I've been beavering away at this for the last couple of weeks and it's ended up being a much bigger job than I even realised before. A friend said I should have just started from scratch and done a total rewrite but I'm determined to get this game written properly even if I have now probably modified at least 80% of the code.

I have resisted the urge to actually change anything at all about how the game looks and plays because, let's face it, Boulderdash is one the best games ever created. And I want the game to still remind me that it was my first solo project with GMS2 whenever I load it up again in future.

I finally have the enemies in and working correctly and fixed god only knows how many issues the original code had in it. How it played and looked like a mostly finished game in the first place I'll never understand.
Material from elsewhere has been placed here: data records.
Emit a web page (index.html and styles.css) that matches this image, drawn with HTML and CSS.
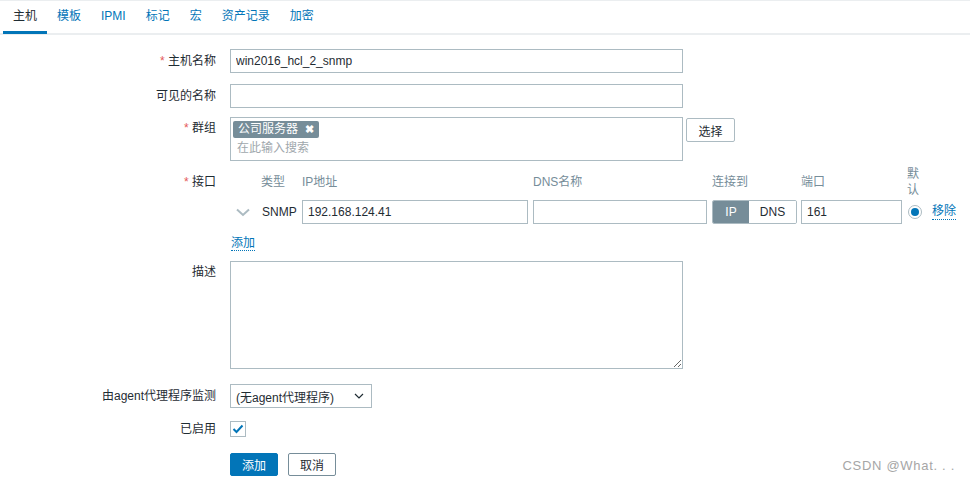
FILE: index.html
```html
<!DOCTYPE html>
<html lang="zh">
<head>
<meta charset="utf-8">
<link rel="stylesheet" href="styles.css">
</head>
<body>
<div class="page">
  <ul class="tabs">
    <li class="tab active">主机</li>
    <li class="tab">模板</li>
    <li class="tab">IPMI</li>
    <li class="tab">标记</li>
    <li class="tab">宏</li>
    <li class="tab">资产记录</li>
    <li class="tab">加密</li>
  </ul>

  <div class="form">
    <div class="row">
      <div class="label"><span class="req">*</span> 主机名称</div>
      <div class="field"><input class="text wide" type="text" value="win2016_hcl_2_snmp"></div>
    </div>

    <div class="row row-tight">
      <div class="label">可见的名称</div>
      <div class="field"><input class="text wide" type="text" value=""></div>
    </div>

    <div class="row">
      <div class="label top"><span class="req">*</span> 群组</div>
      <div class="field group-field">
        <div class="multiselect">
          <div class="tags"><span class="tag">公司服务器 <span class="tag-x">✖</span></span></div>
          <div class="placeholder">在此输入搜索</div>
        </div>
        <button class="btn-grey" type="button">选择</button>
      </div>
    </div>

    <div class="row">
      <div class="label iface-label"><span class="req">*</span> 接口</div>
      <div class="field">
        <div class="iface">
          <div class="ih"></div>
          <div class="ih type-h">类型</div>
          <div class="ih">IP地址</div>
          <div class="ih">DNS名称</div>
          <div class="ih">连接到</div>
          <div class="ih">端口</div>
          <div class="ih def-h">默认</div>
          <div class="ih"></div>

          <div class="ic chev">
            <svg width="14" height="9" viewBox="0 0 14 9"><path d="M1 1.5 L7 7 L13 1.5" fill="none" stroke="#acbbc2" stroke-width="2"/></svg>
          </div>
          <div class="ic type">SNMP</div>
          <div class="ic"><input class="text ip" type="text" value="192.168.124.41"></div>
          <div class="ic"><input class="text dns" type="text" value=""></div>
          <div class="ic">
            <div class="toggle"><span class="seg on">IP</span><span class="seg">DNS</span></div>
          </div>
          <div class="ic"><input class="text port" type="text" value="161"></div>
          <div class="ic"><span class="radio"><span class="radio-dot"></span></span></div>
          <div class="ic"><a class="link">移除</a></div>
        </div>
        <div class="add-row"><a class="link">添加</a></div>
      </div>
    </div>

    <div class="row row-area">
      <div class="label top">描述</div>
      <div class="field"><textarea class="area"></textarea></div>
    </div>

    <div class="row">
      <div class="label">由agent代理程序监测</div>
      <div class="field">
        <div class="select">
          <span>(无agent代理程序)</span>
          <svg width="10" height="6" viewBox="0 0 10 6"><path d="M1 1 L5 5 L9 1" fill="none" stroke="#1f2c33" stroke-width="1.2"/></svg>
        </div>
      </div>
    </div>

    <div class="row">
      <div class="label cb-label">已启用</div>
      <div class="field">
        <span class="checkbox">
          <svg width="12" height="10" viewBox="0 0 12 10"><path d="M1.5 5 L4.5 8 L10.5 1.5" fill="none" stroke="#0275b8" stroke-width="2"/></svg>
        </span>
      </div>
    </div>

    <div class="row buttons">
      <div class="label"></div>
      <div class="field btns">
        <button class="btn-main" type="button">添加</button>
        <button class="btn-alt" type="button">取消</button>
      </div>
    </div>
  </div>

  <div class="watermark">CSDN @What. . .</div>
</div>
</body>
</html>
```

FILE: styles.css
```css
* { box-sizing: border-box; }
html, body { margin: 0; padding: 0; background: #fff; }
body {
  font-family: "Liberation Sans", Arial, "Noto Sans CJK SC", sans-serif;
  font-size: 12px;
  color: #1f2c33;
  width: 970px;
  height: 481px;
  overflow: hidden;
}
.page {
  position: relative;
  height: 481px;
  border-top: 1px solid #ebeef0;
}
.tabs {
  list-style: none;
  margin: 0;
  padding: 0 0 0 3px;
  display: flex;
  height: 34px;
  border-bottom: 2px solid #ebeef0;
}
.tab {
  padding: 0 10px;
  line-height: 31px;
  height: 33px;
  color: #0275b8;
  border-bottom: 3px solid transparent;
}
.tab.active {
  color: #1f2c33;
  border-bottom-color: #0275b8;
}
.form { padding-top: 14px; }
.row {
  display: flex;
  align-items: flex-start;
  margin-bottom: 11px;
}
.row-tight { margin-bottom: 9px; }
.row-area { margin-bottom: 15px; }
.label {
  width: 216px;
  flex: none;
  text-align: right;
  line-height: 24px;
  margin-right: 14px;
  white-space: nowrap;
}
.label.top { line-height: 14px; padding-top: 4px; }
.label.cb-label { line-height: 20px; }
.req { color: #e45959; }
.field { flex: none; }
input.text {
  font: inherit;
  color: #1f2c33;
  height: 24px;
  border: 1px solid #acbbc2;
  padding: 0 5px;
  background: #fff;
  outline: none;
  display: block;
}
.wide { width: 453px; }
.group-field { display: flex; align-items: flex-start; gap: 3px; }
.multiselect {
  width: 453px;
  height: 44px;
  border: 1px solid #acbbc2;
  padding: 3px 2px 0;
}
.tag {
  display: inline-block;
  background: #768d99;
  color: #fff;
  height: 17px;
  line-height: 17px;
  padding: 0 5px 0 5px;
  border-radius: 2px;
}
.tag-x { font-size: 11px; font-weight: bold; margin-left: 4px; }
.placeholder { color: #9fa8ad; margin-top: 3px; padding-left: 4px; line-height: 15px; }
.btn-grey {
  font: inherit;
  color: #1f2c33;
  background: #fff;
  border: 1px solid #acbbc2;
  border-radius: 2px;
  height: 24px;
  width: 49px;
  margin-top: 1px;
  padding: 0;
}
.iface-label { line-height: 14px; padding-top: 3px; }
.iface {
  display: grid;
  grid-template-columns: 28px 44px 231px 179px 89px 106px 25px auto;
  grid-template-rows: 32px 24px;
  row-gap: 2px;
  margin-top: -6px;
}
.ih {
  color: #768d99;
  display: flex;
  align-items: center;
  line-height: 16px;
}
.type-h { padding-left: 3px; }
.def-h { width: 14px; }
.ic { display: flex; align-items: center; }
.chev { padding-left: 6px; }
.type { padding-left: 4px; }
.ip { width: 226px; }
.dns { width: 174px; }
.port { width: 101px; }
.toggle {
  display: flex;
  height: 24px;
  border: 1px solid #acbbc2;
  border-radius: 2px;
  overflow: hidden;
  width: 85px;
}
.seg {
  display: flex;
  align-items: center;
  justify-content: center;
  width: 47px;
  background: #fff;
}
.seg.on {
  width: 36px;
  background: #768d99;
  color: #fff;
}
.radio {
  width: 14px;
  height: 14px;
  border: 1px solid #acbbc2;
  border-radius: 50%;
  display: flex;
  align-items: center;
  justify-content: center;
  margin-left: 1px;
}
.radio-dot { width: 8px; height: 8px; border-radius: 50%; background: #0275b8; }
.link {
  color: #0275b8;
  text-decoration: none;
  border-bottom: 1px dotted #0275b8;
  line-height: 15px;
  cursor: pointer;
}
.add-row { padding-top: 12px; padding-left: 1px; height: 26px; }
.area {
  display: block;
  width: 453px;
  height: 108px;
  border: 1px solid #acbbc2;
  font: inherit;
  resize: both;
  outline: none;
}
.select {
  width: 142px;
  height: 24px;
  border: 1px solid #acbbc2;
  display: flex;
  align-items: center;
  justify-content: space-between;
  padding: 0 7px 0 5px;
}
.checkbox {
  display: flex;
  align-items: center;
  justify-content: center;
  width: 16px;
  height: 16px;
  border: 1px solid #acbbc2;
  margin-top: 2px;
}
.btns { display: flex; gap: 10px; margin-top: 3px; }
.btn-main, .btn-alt {
  font: inherit;
  height: 23px;
  width: 48px;
  border-radius: 2px;
  padding: 0;
}
.btn-main { background: #0275b8; color: #fff; border: 1px solid #0275b8; }
.btn-alt { background: #fff; color: #1f2c33; border: 1px solid #768d99; }
.watermark {
  position: absolute;
  right: 15px;
  bottom: 8px;
  font-size: 13px;
  color: #a6a6a6;
  letter-spacing: 0.7px;
}
```
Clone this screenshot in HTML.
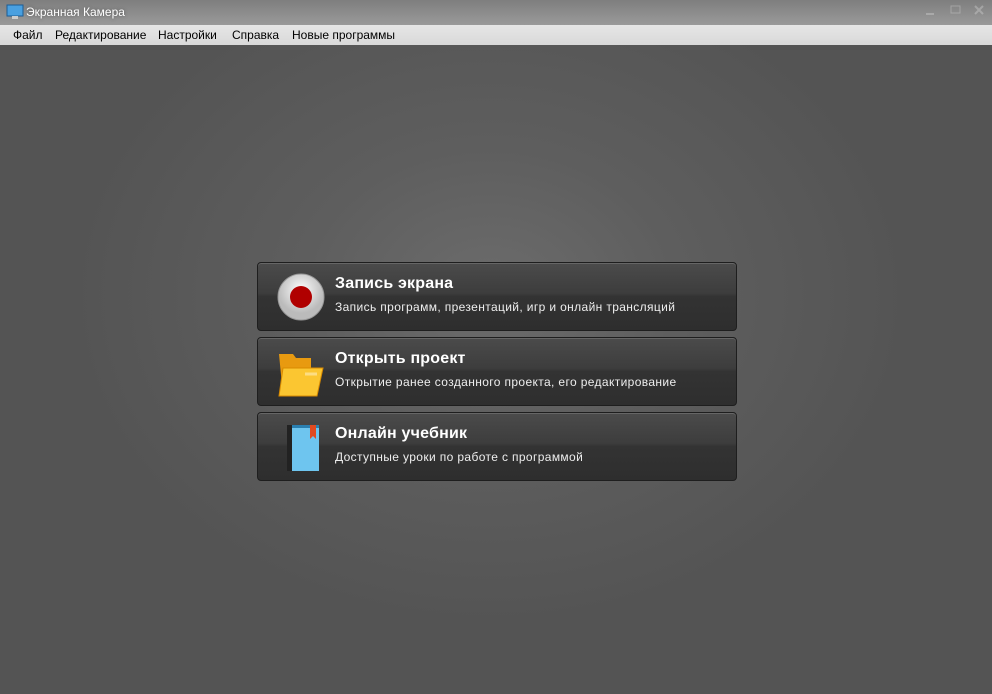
<!DOCTYPE html>
<html><head><meta charset="utf-8"><style>
*{margin:0;padding:0;box-sizing:border-box}
body{width:992px;height:694px;overflow:hidden;font-family:"Liberation Sans","DejaVu Sans",sans-serif;background:#555}
.title{position:absolute;left:0;top:0;width:992px;height:25px;background:linear-gradient(#7e7e7e,#9a9a9a);color:#fff;font-size:12px}
.title span{position:absolute;left:26px;top:5px;text-shadow:0 0 3px #555}
.menu{position:absolute;left:0;top:25px;width:992px;height:20px;background:linear-gradient(#e6e6e6,#d9d9d9);font-size:12px;color:#000}
.menu span{position:absolute;top:3px}
.main{position:absolute;left:0;top:45px;width:992px;height:649px;background:radial-gradient(ellipse 420px 330px at 490px 250px,#6c6c6c 0%,#5e5e5e 45%,#545454 100%)}
.btn{position:absolute;left:257px;width:480px;height:69px;border:1px solid #1e1e1e;border-radius:4px;background:linear-gradient(#4b4b4b 0%,#3d3d3d 45%,#333 50%,#2e2e2e 100%);box-shadow:inset 0 1px 0 #666}
.btn b{position:absolute;left:77px;top:12px;color:#fff;font-size:16px;letter-spacing:.2px}
.btn i{position:absolute;left:77px;top:37px;color:#eee;font-size:12px;font-style:normal;letter-spacing:.37px}
.btn svg{position:absolute}
</style></head><body>
<div class="title"><svg width="18" height="16" style="position:absolute;left:6px;top:4px"><rect x="1" y="1" width="16" height="11" fill="#4aa0e0" stroke="#1b5c95"/><rect x="6" y="12" width="6" height="3" fill="#ccc"/></svg><span>Экранная Камера</span>
<svg width="80" height="20" style="position:absolute;left:912px;top:2px" opacity=".35"><rect x="14" y="11" width="8" height="2" fill="#ddd"/><rect x="39" y="4" width="9" height="7" fill="none" stroke="#ddd"/><path d="M63 4l8 8M71 4l-8 8" stroke="#ddd" stroke-width="2"/></svg></div>
<div class="menu"><span style="left:13px">Файл</span><span style="left:55px">Редактирование</span><span style="left:158px">Настройки</span><span style="left:232px">Справка</span><span style="left:292px">Новые программы</span></div>
<div class="main"></div>
<div class="btn" style="top:262px"><svg width="48" height="48" style="left:19px;top:10px"><defs><radialGradient id="g1" cx=".5" cy=".35"><stop offset="0" stop-color="#fff"/><stop offset="1" stop-color="#bbb"/></radialGradient></defs><circle cx="24" cy="24" r="23" fill="url(#g1)" stroke="#999"/><circle cx="24" cy="24" r="11" fill="#b00000"/></svg><b>Запись экрана</b><i>Запись программ, презентаций, игр и онлайн трансляций</i></div>
<div class="btn" style="top:337px"><svg width="52" height="52" style="left:17px;top:10px"><path d="M4 6h14l3 4h15v38H8z" fill="#e89a10"/><path d="M8 20h40l-6 28H4z" fill="#fbc631" stroke="#d88a00"/><path d="M30 26h12" stroke="#fff6" stroke-width="3"/></svg><b>Открыть проект</b><i>Открытие ранее созданного проекта, его редактирование</i></div>
<div class="btn" style="top:412px"><svg width="40" height="52" style="left:25px;top:8px"><rect x="4" y="4" width="7" height="46" fill="#222"/><rect x="9" y="4" width="27" height="46" fill="#6ec5ef"/><rect x="9" y="4" width="27" height="3" fill="#2a7fb0"/><path d="M27 4v14l3-3 3 3V4z" fill="#e04a20"/></svg><b>Онлайн учебник</b><i>Доступные уроки по работе с программой</i></div>
</body></html>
It's a much neater project now which makes my OCD very happy.

With the fixing of the enemies and most of the tidying up completed I really only have a few simple bits like credits, transitions into a map and finishing work on the Amoeba and magic walls for the game to be done. What I really could use would be some serious testing and feedback before I do throw it out to the world. Ideally a Mac user for now just so I don't have to play around doing multiple windows builds as I fix stuff but I'll take what I can get :)

When I do put the finished game up on Itch then I will have builds for Windows and OSX though - just like my other games.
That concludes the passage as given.